Marcello Veneziani Corriere della Sera 19 maggio
Sarà possibile aspettarsi dalle istituzioni e soprattutto dal Parlamento che il 24 maggio prossimo sia ricordato solennemente il centenario della Prima guerra mondiale? Lo dico ricordando la giornata speciale dedicata nell’aula di Montecitorio dalla presidente della Camera Laura Boldrini ai settant’anni della Liberazione, con la partecipazione delle massime autorità dello Stato, a partire dal presidente della Repubblica Sergio Mattarella. Se i settant’anni del 25 aprile sono una data rilevante, si può immaginare cosa siano i cent’anni di un evento che costò più vite umane, che ridisegnò l’Europa e gli assetti planetari e che mobilitò i popoli nel primo conflitto di portata planetaria. Tanto più che la prima data viene ricordata ampiamente e puntualmente ogni anno, è festa civile a tutti gli effetti e mobilita ogni anno in tutta Italia manifestazioni e cortei. Il 24 maggio, invece, non è più festività nel calendario civile del nostro Paese, come del resto il 4 novembre, e dobbiamo aspettare un anniversario straordinario come un centenario per riproporlo all’attenzione dei media e degli italiani.
Ricordando l’entrata in guerra dell’Italia non si vuole certo celebrare l’amore per la guerra. Così come, ricordando la Liberazione sulle ali della Resistenza non si vuole certo celebrare l’amore per la guerra civile, ma il significato che quell’impresa ha avuto per la libertà e la democrazia del nostro Paese e per la nascita della repubblica. Analogamente, col 24 maggio si vuole commemorare la nascita di una nazione con una mobilitazione popolare senza precedenti e un rito di sangue che fu un’ecatombe. Ricordare quel centenario significa ripensare l’Italia, riproporre il tema dell’identità nazionale nello scenario presente e proiettarsi a pensare il futuro senza cancellare o smantellare le storie e le culture nazionali. L’intervento nella Prima guerra mondiale portò a compimento, come allora si disse, il Risorgimento, non solo perché ricondusse all’Italia Trento e Trieste, quanto perché coinvolse per la prima volta il Paese intero, da nord a sud, popolo e borghesia, e lo indusse a sentirsi nazione e comunità di destino, fino a donare alla patria la propria vita. Quella conquista unitaria, dovuta nel secolo precedente a una minoranza, diventò con la mobilitazione totale e la leva obbligatoria, patrimonio sofferto di un popolo intero. Non mancarono episodi di valore, un’epica popolare che coinvolse le famiglie italiane, i nostri nonni.

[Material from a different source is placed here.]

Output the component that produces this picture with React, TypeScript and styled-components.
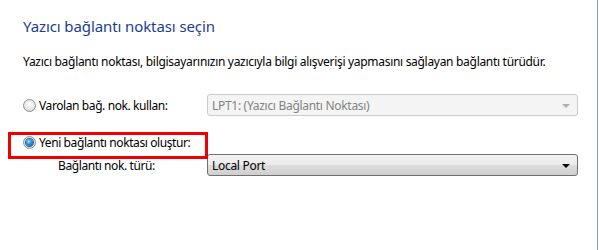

Non si tratta di celebrare euforicamente e retoricamente quell’anniversario, anzi si deve sottolineare, come è già in uso, la tragedia e la catastrofe della Prima guerra mondiale, le sofferenze degli italiani al fronte, gli errori dei vertici militari, le persecuzioni, gli esiti totalitari che produsse in Europa e in Russia, i genocidi che ne scaturirono. Ma non è giusto ridurre la guerra italiana solo a questo versante. Sarebbe anzi auspicabile che il doloroso revisionismo applicato sulla storia della Prima guerra mondiale sia applicato anche ad altri capitoli della storia, compresa la Resistenza, di cui si fa solo uso celebrativo e sono banditi i risvolti tragici, cruenti e critici.
Sul piano storico bisogna perseguire la verità e il rispetto per chi visse e patì quegli eventi, senza mai sacrificarli all’intento celebrativo e apologetico. Veritas e pietas sono le ali per raccontare la storia. E l’amor patrio come passione civile per riannodare un senso e ricavare una lezione. Un equilibrio necessario. Si ripete sempre che dobbiamo coltivare la memoria storica e dobbiamo tornare ad amare il nostro Paese. Perché allora non dedicare una giornata solenne del Parlamento a quell’evento? Anche per ricordare che l’Italia non è nata nel 1945 e la sua memoria storica non si ferma a settant’anni fa, ma risale a molto prima. Italia: nazione antica, civiltà più antica, Stato unitario recente e Repubblica più recente. Ma vera, cioè reale e spirituale al contempo. La Nazione, prima di essere un partito, è un sentimento condiviso.